Empecemos diciendo que su papel, tan distinto al del miedo y la crueldad ,es semejante al del mecanismo psicológico que compensa a quienes han perdido por amputación uno de sus miembros con la formación de un remplazo fantasmal del mismo, que en vez de estar y actuar como el miembro perdido, duele. El terror que experimentan persistentemente las masas de la gran ciudad está en el lugar de las amputaciones más vastas y complejas que han aislado al individuo del resto de sus congéneres y que en vez de ser suturadas, reconstruidas, reincorporando al individuo como un órgano al cuerpo social, son compensadas fantasmáticamente por ese desasosiego y esa espera dolorosa e indefinida de una agresión mortal que son la sustancia misma del terror.

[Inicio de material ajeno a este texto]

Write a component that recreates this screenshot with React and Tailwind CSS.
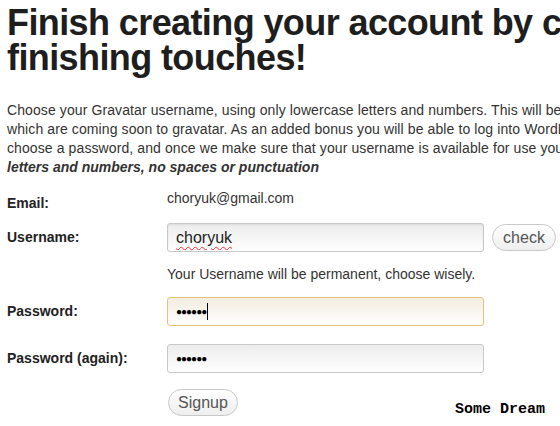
function Field({ label, children, labelClass = "" }) {
  return (
    <div className="flex items-center">
      <div className={"w-[160px] shrink-0 font-bold text-[14px] text-[#222] " + labelClass}>{label}</div>
      <div className="flex items-center">{children}</div>
    </div>
  );
}

export default function App() {
  return (
    <div className="w-[560px] h-[426px] overflow-hidden bg-white relative font-['Liberation_Sans',Arial,sans-serif] text-[#222]">
      <div className="pl-[7px] pt-[5px]">
        <h1 className="font-bold text-[36px] leading-[35px] text-[#1e1e1e] whitespace-nowrap tracking-[-0.6px]">
          Finish creating your account by choosing a username
          <br />
          finishing touches!
        </h1>
        <p className="mt-[26px] text-[14px] leading-[19px] text-[#333] whitespace-nowrap tracking-[0.1px]">
          Choose your Gravatar username, using only lowercase letters and numbers. This will be your
          <br />
          which are coming soon to gravatar. As an added bonus you will be able to log into WordPress
          <br />
          choose a password, and once we make sure that your username is available for use you
          <br />
          <b className="italic tracking-normal">letters and numbers, no spaces or punctuation</b>
        </p>
        <div className="mt-[5px] flex flex-col">
          <Field label="Email:" labelClass="pt-[11px]">
            <span className="text-[14px] text-[#333]">choryuk@gmail.com</span>
          </Field>
          <div className="mt-[9px]">
            <Field label="Username:">
              <div className="w-[317px] h-[29px] border border-[#c8c8c8] rounded-[3px] bg-gradient-to-b from-[#ececec] to-white shadow-[inset_0_1px_2px_rgba(0,0,0,0.08)] flex items-center pl-[8px] text-[16px] text-[#222]">
                <span className="underline decoration-wavy decoration-red-500 decoration-[1px] underline-offset-[3px]">choryuk</span>
              </div>
              <button className="ml-[8px] w-[64px] h-[27px] rounded-full border border-[#c8c8c8] bg-gradient-to-b from-white to-[#eee] text-[16px] text-[#555]">
                check
              </button>
            </Field>
          </div>
          <div className="pl-[160px] mt-[12px] text-[14px] text-[#333]">
            Your Username will be permanent, choose wisely.
          </div>
          <div className="mt-[12px]">
            <Field label="Password:">
              <div className="w-[317px] h-[29px] border border-[#e3c57a] rounded-[3px] bg-gradient-to-b from-[#f2ece0] to-white flex items-center pl-[8px] text-[10px] tracking-[-1px] text-black">
                ●●●●●●<span className="ml-[1px] inline-block w-[1px] h-[17px] bg-black" />
              </div>
            </Field>
          </div>
          <div className="mt-[18px]">
            <Field label="Password (again):">
              <div className="w-[317px] h-[29px] border border-[#c8c8c8] rounded-[3px] bg-gradient-to-b from-[#ececec] to-white flex items-center pl-[8px] text-[10px] tracking-[-1px] text-black">
                ●●●●●●
              </div>
            </Field>
          </div>
          <div className="pl-[161px] mt-[16px]">
            <button className="w-[70px] h-[27px] rounded-full border border-[#c8c8c8] bg-gradient-to-b from-white to-[#eee] text-[16px] text-[#555]">
              Signup
            </button>
          </div>
        </div>
      </div>
      <div className="absolute left-[455px] top-[399px] font-['Liberation_Mono',monospace] font-bold text-[15px] text-black">
        Some Dream
      </div>
    </div>
  );
}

En este contexto las alegorías terroríficas cumplen una tarea de índole catártica que consiste en la descarga emocional, en la liberación de tensiones que produce en cada individuo el hecho de que cualquiera de ellas da forma, rostro, nombre, aspecto al terror, sacándolo de ese estado de amenaza innominada y amorfa que pende sin tregua, como una espada de Damocles, sobre todos nosotros.
Cuando el terror tiene rostro nos curamos de él. Así sólo sea para que mañana nos vuelva a amenazar.